__Written instruction__
Leave out the pictures, then reproduce the rest of the material exactly.

__Data segment__
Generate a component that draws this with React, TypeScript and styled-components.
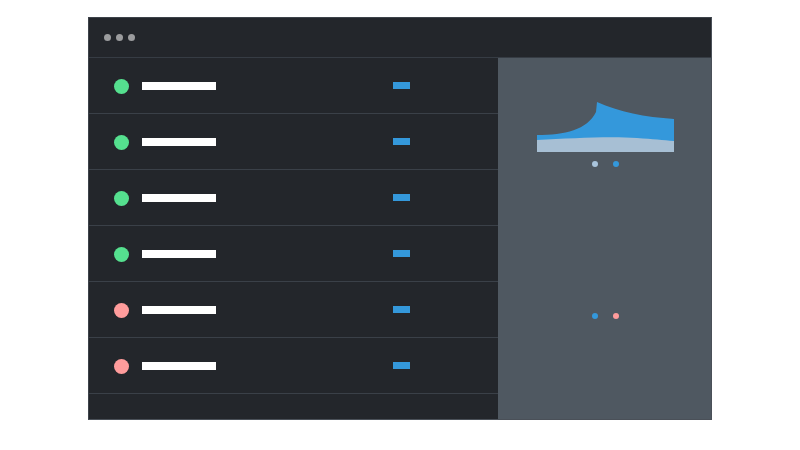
import styled, { createGlobalStyle } from 'styled-components';

const GlobalStyle = createGlobalStyle`
  html, body {
    margin: 0;
    padding: 0;
    background: #ffffff;
    font-family: "Liberation Sans", Arial, sans-serif;
  }
`;

const Page = styled.div`
  width: 800px;
  height: 450px;
  padding: 17px 0 0 88px;
  box-sizing: border-box;
`;

const Window = styled.div`
  width: 624px;
  height: 403px;
  background: #23262b;
  display: flex;
  flex-direction: column;
  box-sizing: border-box;
  border: 1px solid #4a5058;
  border-top-color: #3d434a;
  border-left-color: #3d434a;
`;

const TitleBar = styled.div`
  height: 40px;
  flex: none;
  display: flex;
  align-items: center;
  gap: 5px;
  padding-left: 15px;
  border-bottom: 1px solid #363c44;
  box-sizing: border-box;
`;

const TitleDot = styled.span`
  width: 7px;
  height: 7px;
  border-radius: 50%;
  background: #9b9c9e;
`;

const Body = styled.div`
  flex: 1;
  display: flex;
  min-height: 0;
`;

const List = styled.div`
  width: 409px;
  flex: none;
  display: flex;
  flex-direction: column;
`;

const Row = styled.div`
  height: 56px;
  flex: none;
  display: flex;
  align-items: center;
  padding-left: 25px;
  border-bottom: 1px solid #3a4048;
  box-sizing: border-box;
`;

const Status = styled.span<{ $color: string }>`
  width: 15px;
  height: 15px;
  border-radius: 50%;
  background: ${(p) => p.$color};
  margin-top: 2px;
`;

const Label = styled.span`
  width: 74px;
  height: 8px;
  background: #ffffff;
  margin-left: 13px;
`;

const Tag = styled.span`
  width: 17px;
  height: 7px;
  background: #3498db;
  margin-left: 177px;
`;

const Side = styled.div`
  flex: 1;
  background: #4f5861;
  display: flex;
  flex-direction: column;
  align-items: center;
  padding-top: 44px;
  padding-left: 2px;
`;

const DotPair = styled.div<{ $top: number }>`
  display: flex;
  gap: 15px;
  margin-top: ${(p) => p.$top}px;
`;

const Dot = styled.span<{ $color: string }>`
  width: 6px;
  height: 6px;
  border-radius: 50%;
  background: ${(p) => p.$color};
`;

const rows = ['#55e08f', '#55e08f', '#55e08f', '#55e08f', '#ff9c9c', '#ff9c9c'];

const Chart = () => (
  <svg width="137" height="50" viewBox="0 0 137 50">
    <path
      d="M0 33 C28 33 50 28 59 10 L60 0 C82 10 108 15 137 17 L137 50 L0 50 Z"
      fill="#3498db"
    />
    <path
      d="M0 38 C35 36 75 34 100 36 C116 37 126 38 137 39 L137 50 L0 50 Z"
      fill="#a7bfd4"
    />
  </svg>
);

export default function App() {
  return (
    <>
      <GlobalStyle />
      <Page>
        <Window>
          <TitleBar>
            <TitleDot />
            <TitleDot />
            <TitleDot />
          </TitleBar>
          <Body>
            <List>
              {rows.map((c, i) => (
                <Row key={i}>
                  <Status $color={c} />
                  <Label />
                  <Tag />
                </Row>
              ))}
            </List>
            <Side>
              <Chart />
              <DotPair $top={9}>
                <Dot $color="#a9c4dc" />
                <Dot $color="#3498db" />
              </DotPair>
              <DotPair $top={146}>
                <Dot $color="#3498db" />
                <Dot $color="#ff9c9c" />
              </DotPair>
            </Side>
          </Body>
        </Window>
      </Page>
    </>
  );
}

__Problem solution__
Generate a component that draws this with React, TypeScript and styled-components.
import styled, { createGlobalStyle } from 'styled-components';

const GlobalStyle = createGlobalStyle`
  html, body {
    margin: 0;
    padding: 0;
    background: #ffffff;
    font-family: "Liberation Sans", Arial, sans-serif;
  }
`;

const Page = styled.div`
  width: 800px;
  height: 450px;
  padding: 17px 0 0 88px;
  box-sizing: border-box;
`;

const Window = styled.div`
  width: 624px;
  height: 403px;
  background: #23262b;
  display: flex;
  flex-direction: column;
  box-sizing: border-box;
  border: 1px solid #4a5058;
  border-top-color: #3d434a;
  border-left-color: #3d434a;
`;

const TitleBar = styled.div`
  height: 40px;
  flex: none;
  display: flex;
  align-items: center;
  gap: 5px;
  padding-left: 15px;
  border-bottom: 1px solid #363c44;
  box-sizing: border-box;
`;

const TitleDot = styled.span`
  width: 7px;
  height: 7px;
  border-radius: 50%;
  background: #9b9c9e;
`;

const Body = styled.div`
  flex: 1;
  display: flex;
  min-height: 0;
`;

const List = styled.div`
  width: 409px;
  flex: none;
  display: flex;
  flex-direction: column;
`;

const Row = styled.div`
  height: 56px;
  flex: none;
  display: flex;
  align-items: center;
  padding-left: 25px;
  border-bottom: 1px solid #3a4048;
  box-sizing: border-box;
`;

const Status = styled.span<{ $color: string }>`
  width: 15px;
  height: 15px;
  border-radius: 50%;
  background: ${(p) => p.$color};
  margin-top: 2px;
`;

const Label = styled.span`
  width: 74px;
  height: 8px;
  background: #ffffff;
  margin-left: 13px;
`;

const Tag = styled.span`
  width: 17px;
  height: 7px;
  background: #3498db;
  margin-left: 177px;
`;

const Side = styled.div`
  flex: 1;
  background: #4f5861;
  display: flex;
  flex-direction: column;
  align-items: center;
  padding-top: 44px;
  padding-left: 2px;
`;

const DotPair = styled.div<{ $top: number }>`
  display: flex;
  gap: 15px;
  margin-top: ${(p) => p.$top}px;
`;

const Dot = styled.span<{ $color: string }>`
  width: 6px;
  height: 6px;
  border-radius: 50%;
  background: ${(p) => p.$color};
`;

const rows = ['#55e08f', '#55e08f', '#55e08f', '#55e08f', '#ff9c9c', '#ff9c9c'];

const Chart = () => (
  <svg width="137" height="50" viewBox="0 0 137 50">
    <path
      d="M0 33 C28 33 50 28 59 10 L60 0 C82 10 108 15 137 17 L137 50 L0 50 Z"
      fill="#3498db"
    />
    <path
      d="M0 38 C35 36 75 34 100 36 C116 37 126 38 137 39 L137 50 L0 50 Z"
      fill="#a7bfd4"
    />
  </svg>
);

export default function App() {
  return (
    <>
      <GlobalStyle />
      <Page>
        <Window>
          <TitleBar>
            <TitleDot />
            <TitleDot />
            <TitleDot />
          </TitleBar>
          <Body>
            <List>
              {rows.map((c, i) => (
                <Row key={i}>
                  <Status $color={c} />
                  <Label />
                  <Tag />
                </Row>
              ))}
            </List>
            <Side>
              <Chart />
              <DotPair $top={9}>
                <Dot $color="#a9c4dc" />
                <Dot $color="#3498db" />
              </DotPair>
              <DotPair $top={146}>
                <Dot $color="#3498db" />
                <Dot $color="#ff9c9c" />
              </DotPair>
            </Side>
          </Body>
        </Window>
      </Page>
    </>
  );
}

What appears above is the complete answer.